Don’t know if you’ve heard, but Ricky Gervais and Dave Chappelle have been under fire lately for their steady diet of “jokes” about the trans community.  (In Chappelle’s case, “under fire” means literally being attacked on stage by a man who claims to have been triggered by the comic’s material.)  Both Gervais and Chappelle continue to sell out shows, so neither have real-life concerns about being canceled.  But the comedians are definitely on the defensive, offering a number of reasons to justify punching down in their live shows and a neverending stream of Netflix specials.

ComedyNerd just ain’t buying those reasons. I mean, listen to these guys.

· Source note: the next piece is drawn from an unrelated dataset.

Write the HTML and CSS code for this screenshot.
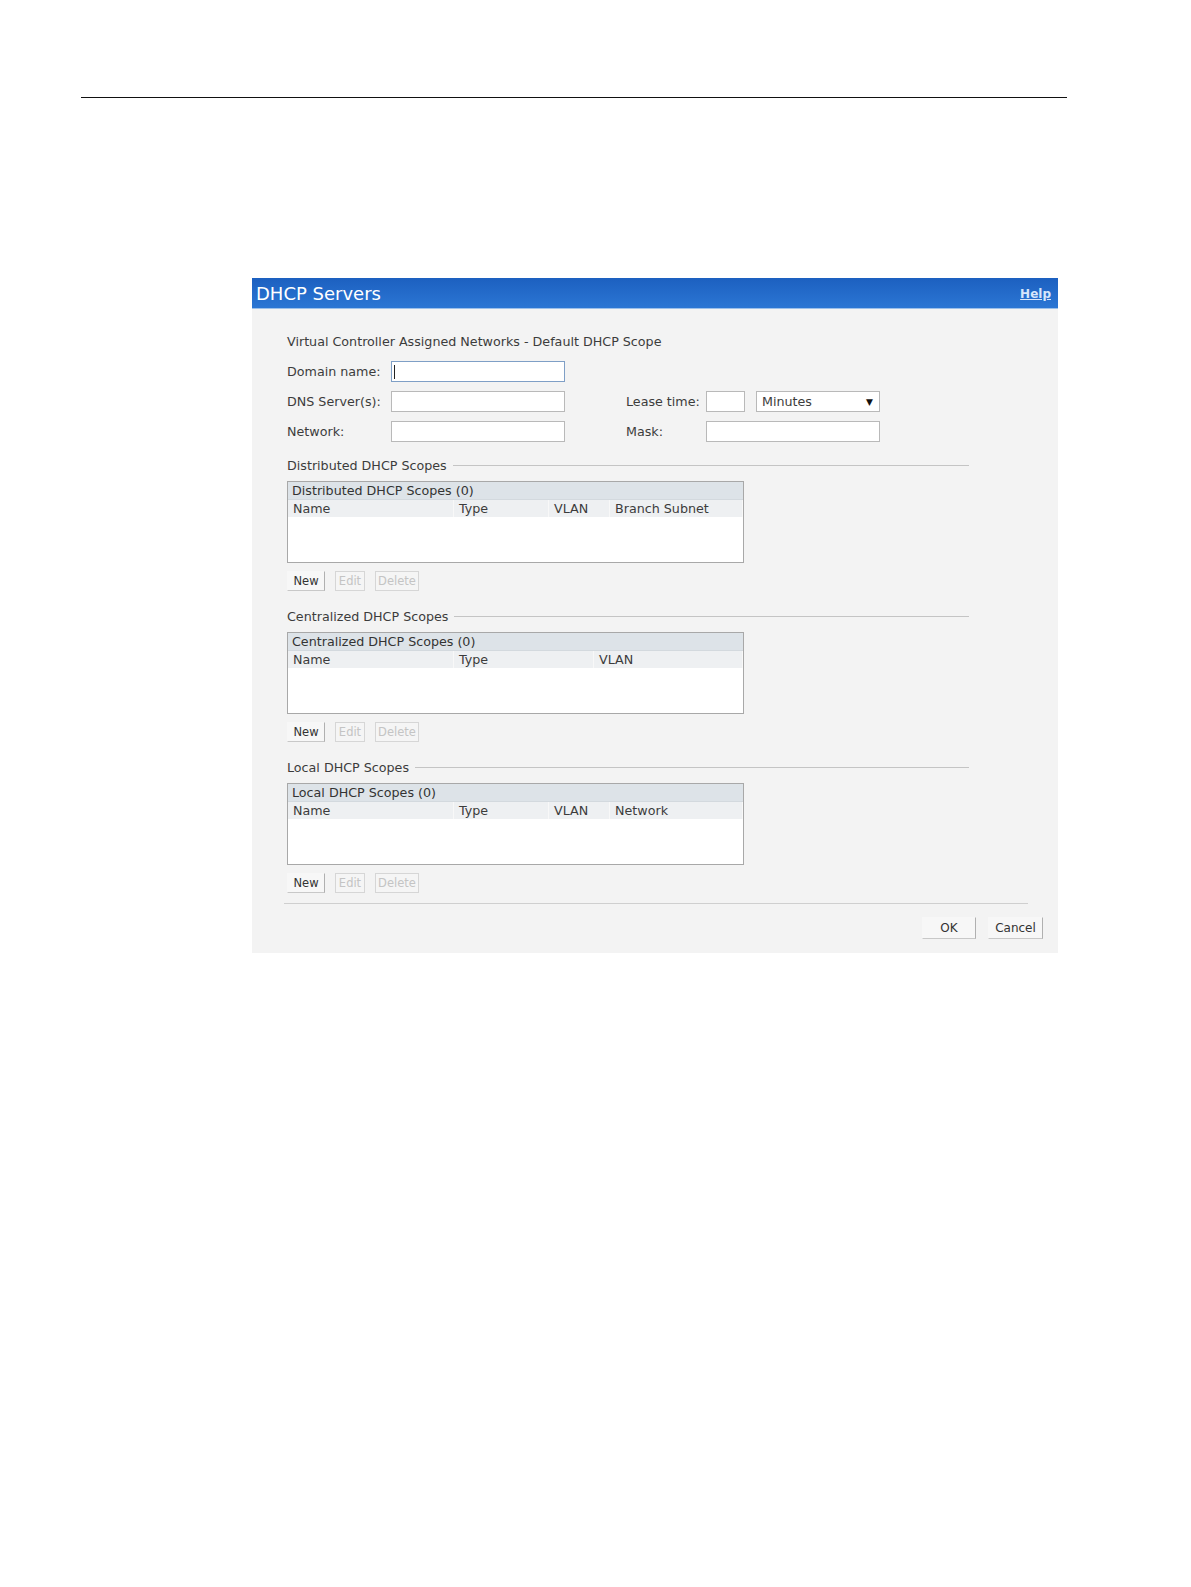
FILE: index.html
```html
<!DOCTYPE html>
<html lang="en">
<head>
  <meta charset="UTF-8">
  <meta name="viewport" content="width=device-width, initial-scale=1.0">
  <title>DHCP Servers</title>
  <link rel="stylesheet" href="styles.css">
</head>
<body>
  <div class="page-rule"></div>

  <div class="dialog">
    <div class="dialog-header">
      <span class="dialog-title">DHCP Servers</span>
      <a class="help-link" href="#">Help</a>
    </div>

    <div class="dialog-body">
      <div class="intro">Virtual Controller Assigned Networks - Default DHCP Scope</div>

      <div class="form-grid">
        <label class="field-label">Domain name:</label>
        <div class="text-input focused"><span class="caret"></span></div>

        <label class="field-label">DNS Server(s):</label>
        <div class="text-input"></div>
        <label class="field-label right">Lease time:</label>
        <div class="lease-group">
          <div class="text-input lease-input"></div>
          <div class="select-box"><span>Minutes</span><span class="arrow">&#9660;</span></div>
        </div>

        <label class="field-label">Network:</label>
        <div class="text-input"></div>
        <label class="field-label right">Mask:</label>
        <div class="text-input"></div>
      </div>

      <!-- Distributed scopes -->
      <section class="scope">
        <div class="legend"><span>Distributed DHCP Scopes</span><span class="legend-line"></span></div>
        <div class="scope-table">
          <div class="table-title">Distributed DHCP Scopes (0)</div>
          <div class="table-head cols-four">
            <span>Name</span><span>Type</span><span>VLAN</span><span>Branch Subnet</span>
          </div>
          <div class="table-rows"></div>
        </div>
        <div class="actions">
          <button class="btn">New</button>
          <button class="btn btn-edit" disabled>Edit</button>
          <button class="btn btn-delete" disabled>Delete</button>
        </div>
      </section>

      <!-- Centralized scopes -->
      <section class="scope">
        <div class="legend"><span>Centralized DHCP Scopes</span><span class="legend-line"></span></div>
        <div class="scope-table">
          <div class="table-title">Centralized DHCP Scopes (0)</div>
          <div class="table-head cols-three">
            <span>Name</span><span>Type</span><span>VLAN</span>
          </div>
          <div class="table-rows"></div>
        </div>
        <div class="actions">
          <button class="btn">New</button>
          <button class="btn btn-edit" disabled>Edit</button>
          <button class="btn btn-delete" disabled>Delete</button>
        </div>
      </section>

      <!-- Local scopes -->
      <section class="scope">
        <div class="legend"><span>Local DHCP Scopes</span><span class="legend-line"></span></div>
        <div class="scope-table">
          <div class="table-title">Local DHCP Scopes (0)</div>
          <div class="table-head cols-four">
            <span>Name</span><span>Type</span><span>VLAN</span><span>Network</span>
          </div>
          <div class="table-rows"></div>
        </div>
        <div class="actions">
          <button class="btn">New</button>
          <button class="btn btn-edit" disabled>Edit</button>
          <button class="btn btn-delete" disabled>Delete</button>
        </div>
      </section>

      <div class="dialog-footer">
        <button class="btn btn-ok">OK</button>
        <button class="btn btn-cancel">Cancel</button>
      </div>
    </div>
  </div>
</body>
</html>
```

FILE: styles.css
```css
body {
  margin: 0;
  background: #fff;
  font-family: "DejaVu Sans", Verdana, sans-serif;
  font-size: 12.7px;
  color: #3c3c3c;
}
.page-rule {
  margin: 97px 0 0 81px;
  width: 986px;
  border-top: 1px solid #111;
}
.dialog {
  margin: 180px 0 0 252px;
  width: 806px;
  background: #f3f3f3;
}
.dialog-header {
  height: 30px;
  display: flex;
  align-items: center;
  justify-content: space-between;
  padding: 0 7px 0 4px;
  background: linear-gradient(#1c60c0, #2b76d4);
  border-bottom: 1px solid #9cc0ea;
}
.dialog-title {
  color: #fff;
  font-size: 18px;
}
.help-link {
  color: #d6e6fb;
  font-size: 12px;
  font-weight: bold;
  text-decoration: underline;
  margin-top: 2px;
}
.dialog-body {
  padding: 25px 0 14px 35px;
}
.intro {
  line-height: 16px;
}
.form-grid {
  display: grid;
  grid-template-columns: 104px 174px 61px 80px 174px;
  grid-auto-rows: 21px;
  row-gap: 9px;
  margin-top: 11px;
  align-items: center;
}
.field-label {
  grid-column: 1;
}
.field-label.right {
  grid-column: 4;
}
.text-input {
  height: 21px;
  box-sizing: border-box;
  border: 1px solid #b9b9b9;
  background: #fff;
  position: relative;
}
.text-input.focused {
  border-color: #7f9fc6;
}
.caret {
  position: absolute;
  left: 2px;
  top: 3px;
  width: 1px;
  height: 14px;
  background: #222;
}
.lease-group {
  display: flex;
  gap: 11px;
}
.lease-input {
  width: 39px;
}
.select-box {
  width: 124px;
  height: 21px;
  box-sizing: border-box;
  border: 1px solid #b9b9b9;
  background: #fff;
  display: flex;
  align-items: center;
  justify-content: space-between;
  padding: 0 6px 0 5px;
}
.select-box .arrow {
  font-size: 9px;
  color: #111;
}
.scope {
  width: 682px;
  margin-top: 15px;
}
.scope + .scope {
  margin-top: 17px;
}
.legend {
  display: flex;
  align-items: center;
  height: 16px;
}
.legend-line {
  flex: 1;
  margin-left: 6px;
  border-top: 1px solid #c4c4c4;
}
.scope-table {
  margin-top: 8px;
  width: 457px;
  box-sizing: border-box;
  border: 1px solid #a8a8a8;
  background: #fff;
}
.table-title {
  height: 17px;
  line-height: 17px;
  padding-left: 4px;
  color: #333;
  background: #dde3e8;
  border-bottom: 1px solid #d3d9de;
}
.table-head {
  display: grid;
  height: 17px;
  line-height: 17px;
  background: #eef0f2;
}
.table-head span {
  padding-left: 5px;
  border-right: 1px solid #f8f8f8;
}
.cols-four {
  grid-template-columns: 166px 95px 61px 1fr;
}
.cols-three {
  grid-template-columns: 166px 140px 1fr;
}
.table-rows {
  height: 45px;
}
.actions {
  display: flex;
  gap: 10px;
  margin-top: 8px;
}
.btn {
  height: 20px;
  padding: 0;
  font-family: "DejaVu Sans", Tahoma, sans-serif;
  font-size: 11.5px;
  color: #333;
  background: #f7f7f7;
  border: 1px solid #f7f7f7;
  border-right-color: #b0b0b0;
  border-bottom-color: #c8c8c8;
}
.actions .btn {
  width: 38px;
}
.actions .btn-edit {
  width: 30px;
}
.actions .btn-delete {
  width: 44px;
}
.btn:disabled {
  color: #c4c4c4;
  background: #f5f5f5;
  border: 1px solid #d6d6d6;
}
.dialog-footer {
  margin: 10px 30px 0 -3px;
  border-top: 1px solid #cfcfcf;
  padding-top: 13px;
  display: flex;
  justify-content: flex-end;
  gap: 12px;
}
.btn-ok,
.btn-cancel {
  height: 22px;
  font-size: 12px;
}
.btn-ok {
  width: 54px;
}
.btn-cancel {
  width: 55px;
  margin-right: -15px;
}
```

Gervais claims his transphobic humor is intended as a public service message for imperfect normals, “getting us over taboo subjects” that apparently we’re incapable of transcending without his comic guidance.  And in any event, it’s not like Gervais means any of it. "It's mad to think that joking about something means you're anti-it."  Of course -- why would jokes express a comedian’s point of view?

Netflix

If we joke that Gervais is an idiot, that doesn't make us anti-Gervais.

For his part, Chappelle is mostly sticking to “I said what I said.”  But look, he’s 'open' to discussion.  Dave has offered to meet with Netflix employees and others who have a problem with his comedy -- under some very specific conditions. First, they have to watch his entire recent special, The Closer, for context. Second, they must meet at a place and time of Chappelle’s choosing. (What is this, a hostage negotiation?) And finally, they must admit that gay comic and Chappelle critic Hannah Gadsby “is not funny.”  Seems perfectly sensible. 

Netflix

What if all this is an elaborate scheme to have lunch with Hannah Gadsby?

But if we’re not completely buying these arguments for continuing to tell trans jokes, there are at least four more (albeit dumb) reasons why Chappelle and Gervais insist on performing this kind of material.

Defiance.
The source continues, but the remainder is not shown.